Detenidos en un control rutinario con fusiles de mira telescópica y nocturna, los dos agentes provocaron un terremoto diplomático en el que París jugó fuerte, continuar con la implicación en la lucha contra ETA a cambio de la libertad de los dos detenidos. Mariano Rajoy, entonces ministro del Interior, y Michèle Alliot-Marie, aquella concejal de Ziburu que terminó siendo ministra de Defensa cuando los hechos, saben mucho de aquello. Como el general Philippe Rondot, el capo de los servicios secretos franceses, que llegó a visitar al juez catalán encargado del caso.

Por supuesto que los dos agentes quedaron en libertad, y Francia siguió persiguiendo a la disidencia vasca. Nunca se ha sabido quién era el objetivo de los dos agentes. De lo poco que se ha filtrado, a través de “Libération” y de “El País”, al parecer el objetivo era un independentista... corso.
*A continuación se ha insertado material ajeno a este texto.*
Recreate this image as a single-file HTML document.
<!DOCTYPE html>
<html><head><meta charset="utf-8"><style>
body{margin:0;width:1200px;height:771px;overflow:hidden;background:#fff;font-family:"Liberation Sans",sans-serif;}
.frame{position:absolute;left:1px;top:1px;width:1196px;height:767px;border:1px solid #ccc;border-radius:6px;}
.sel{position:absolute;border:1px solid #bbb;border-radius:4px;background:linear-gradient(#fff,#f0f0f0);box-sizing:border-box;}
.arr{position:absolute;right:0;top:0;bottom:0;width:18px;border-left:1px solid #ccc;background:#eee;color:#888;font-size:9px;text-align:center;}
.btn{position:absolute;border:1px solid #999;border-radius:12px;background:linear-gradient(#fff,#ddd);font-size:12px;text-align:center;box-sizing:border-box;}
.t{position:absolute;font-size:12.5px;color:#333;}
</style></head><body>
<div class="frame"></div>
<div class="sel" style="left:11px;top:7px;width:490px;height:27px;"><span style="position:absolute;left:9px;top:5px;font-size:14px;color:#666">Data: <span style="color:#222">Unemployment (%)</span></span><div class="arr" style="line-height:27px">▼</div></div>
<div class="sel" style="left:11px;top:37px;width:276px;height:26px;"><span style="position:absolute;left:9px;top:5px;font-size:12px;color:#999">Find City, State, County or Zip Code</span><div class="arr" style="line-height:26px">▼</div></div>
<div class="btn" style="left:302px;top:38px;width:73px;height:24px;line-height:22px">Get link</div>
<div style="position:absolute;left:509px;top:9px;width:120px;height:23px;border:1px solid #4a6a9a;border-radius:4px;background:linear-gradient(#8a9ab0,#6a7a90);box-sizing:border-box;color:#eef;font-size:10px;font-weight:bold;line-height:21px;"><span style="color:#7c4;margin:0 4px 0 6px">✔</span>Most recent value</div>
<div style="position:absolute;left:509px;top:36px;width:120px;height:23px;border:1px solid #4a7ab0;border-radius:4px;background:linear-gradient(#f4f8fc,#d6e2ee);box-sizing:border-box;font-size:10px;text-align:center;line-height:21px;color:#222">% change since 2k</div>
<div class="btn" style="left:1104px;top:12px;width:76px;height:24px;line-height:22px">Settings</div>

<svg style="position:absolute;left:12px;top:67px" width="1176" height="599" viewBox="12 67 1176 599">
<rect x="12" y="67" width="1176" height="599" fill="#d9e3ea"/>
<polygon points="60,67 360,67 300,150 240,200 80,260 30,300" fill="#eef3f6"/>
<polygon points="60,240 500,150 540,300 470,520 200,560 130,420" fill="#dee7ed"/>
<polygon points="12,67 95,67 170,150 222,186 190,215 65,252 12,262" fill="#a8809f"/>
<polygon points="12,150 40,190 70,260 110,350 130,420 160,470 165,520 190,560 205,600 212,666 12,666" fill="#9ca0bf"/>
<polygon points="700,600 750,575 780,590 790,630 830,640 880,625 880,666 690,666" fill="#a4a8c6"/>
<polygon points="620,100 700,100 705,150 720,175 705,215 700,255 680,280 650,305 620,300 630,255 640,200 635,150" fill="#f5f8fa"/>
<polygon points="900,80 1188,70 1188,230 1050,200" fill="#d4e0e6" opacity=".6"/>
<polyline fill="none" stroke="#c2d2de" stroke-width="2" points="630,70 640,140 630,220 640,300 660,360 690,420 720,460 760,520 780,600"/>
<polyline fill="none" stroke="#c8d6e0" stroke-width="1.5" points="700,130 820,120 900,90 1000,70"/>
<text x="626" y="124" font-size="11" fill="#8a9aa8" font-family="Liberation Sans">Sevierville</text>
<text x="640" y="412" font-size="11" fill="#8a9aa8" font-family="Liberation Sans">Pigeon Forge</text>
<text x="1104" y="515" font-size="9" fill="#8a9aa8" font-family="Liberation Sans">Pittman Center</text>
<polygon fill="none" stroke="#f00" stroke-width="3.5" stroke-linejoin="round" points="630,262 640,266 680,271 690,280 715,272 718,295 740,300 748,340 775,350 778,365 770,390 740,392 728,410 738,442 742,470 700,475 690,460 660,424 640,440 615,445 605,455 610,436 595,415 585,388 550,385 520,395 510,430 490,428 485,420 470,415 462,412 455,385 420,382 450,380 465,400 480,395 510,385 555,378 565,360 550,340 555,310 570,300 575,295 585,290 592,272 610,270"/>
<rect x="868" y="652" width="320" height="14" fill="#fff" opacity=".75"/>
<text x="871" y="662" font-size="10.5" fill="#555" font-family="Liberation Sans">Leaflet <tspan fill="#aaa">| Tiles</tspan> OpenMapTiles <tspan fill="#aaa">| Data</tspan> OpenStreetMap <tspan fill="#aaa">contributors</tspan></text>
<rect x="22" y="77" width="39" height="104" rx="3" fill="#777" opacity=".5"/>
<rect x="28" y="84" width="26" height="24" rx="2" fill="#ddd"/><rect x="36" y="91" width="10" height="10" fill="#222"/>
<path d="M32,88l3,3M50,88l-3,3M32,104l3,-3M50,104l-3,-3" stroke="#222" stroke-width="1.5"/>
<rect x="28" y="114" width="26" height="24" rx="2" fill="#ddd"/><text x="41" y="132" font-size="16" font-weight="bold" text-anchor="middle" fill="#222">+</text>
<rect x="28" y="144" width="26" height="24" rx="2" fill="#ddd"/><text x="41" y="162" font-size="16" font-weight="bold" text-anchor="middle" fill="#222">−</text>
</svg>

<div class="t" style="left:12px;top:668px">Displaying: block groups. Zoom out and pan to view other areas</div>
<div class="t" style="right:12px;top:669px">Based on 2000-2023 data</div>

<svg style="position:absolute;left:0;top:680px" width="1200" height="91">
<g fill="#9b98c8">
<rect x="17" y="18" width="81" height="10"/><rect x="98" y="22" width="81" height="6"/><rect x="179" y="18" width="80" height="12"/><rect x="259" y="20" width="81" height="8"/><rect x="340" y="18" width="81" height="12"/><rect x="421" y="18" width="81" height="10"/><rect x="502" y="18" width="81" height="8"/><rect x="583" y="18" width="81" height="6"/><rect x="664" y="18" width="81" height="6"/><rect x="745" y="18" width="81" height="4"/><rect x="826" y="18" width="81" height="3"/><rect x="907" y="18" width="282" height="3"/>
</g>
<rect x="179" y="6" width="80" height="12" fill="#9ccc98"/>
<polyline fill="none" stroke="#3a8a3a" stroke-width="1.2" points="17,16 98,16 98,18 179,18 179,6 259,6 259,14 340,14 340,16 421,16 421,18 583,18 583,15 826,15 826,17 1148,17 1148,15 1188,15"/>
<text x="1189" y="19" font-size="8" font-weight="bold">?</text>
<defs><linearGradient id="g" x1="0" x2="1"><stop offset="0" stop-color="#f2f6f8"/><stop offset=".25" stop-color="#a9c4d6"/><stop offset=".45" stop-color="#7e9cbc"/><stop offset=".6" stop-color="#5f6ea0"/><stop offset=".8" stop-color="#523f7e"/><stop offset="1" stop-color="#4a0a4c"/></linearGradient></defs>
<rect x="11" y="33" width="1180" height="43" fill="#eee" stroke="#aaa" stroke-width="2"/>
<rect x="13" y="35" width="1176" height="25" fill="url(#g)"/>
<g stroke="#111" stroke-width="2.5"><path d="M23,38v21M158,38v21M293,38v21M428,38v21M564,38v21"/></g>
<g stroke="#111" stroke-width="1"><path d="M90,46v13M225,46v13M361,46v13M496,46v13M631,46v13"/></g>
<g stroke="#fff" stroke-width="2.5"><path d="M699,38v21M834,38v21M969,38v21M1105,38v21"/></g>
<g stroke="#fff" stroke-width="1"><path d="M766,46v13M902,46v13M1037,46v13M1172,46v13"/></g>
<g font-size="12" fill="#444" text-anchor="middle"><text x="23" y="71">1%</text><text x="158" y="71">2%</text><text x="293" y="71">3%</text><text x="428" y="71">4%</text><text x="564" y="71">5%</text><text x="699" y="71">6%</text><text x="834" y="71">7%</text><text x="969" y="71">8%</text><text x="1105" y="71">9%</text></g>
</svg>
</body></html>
Las razones para tanto liberticidio no habrá que buscarlas en las declaraciones oficiales. Francia puede soportar, y de hecho lo hace, asesinos en serie bajo el paraguas de la «lucha contra el terrorismo». Su opinión pública está horrorizada con los atentados del 13 de noviembre. Que serán aireados una y otra vez para justificar sus guerras paralelas y ocultas.

En París fue muerta Dulce September, delegada en Europa del ANC, cuando Francia vendía armas a la Sudáfrica del Apartheid. En París, Sakine Candiz, fundadora del PKK kurdo, junto a dos compañeras, hace ahora dos años, fueron muertas a plena luz del día. Manuel Valls, entonces ministro del Interior, prometió que su Policía aclararía de inmediato el magnicidio. Hasta hoy.

No es, como dicen los medios, una «lucha contra el terrorismo». Se trata de un todo multidisciplinar. El liberticidio francés defiende su estatus político, su posición geoestratégica en el mundo a través de sus aliados, sus intereses económicos, sobre todo. No hay estado de excepción desde hace tres semanas. La excepcionalidad viene desde lejos, muy lejos.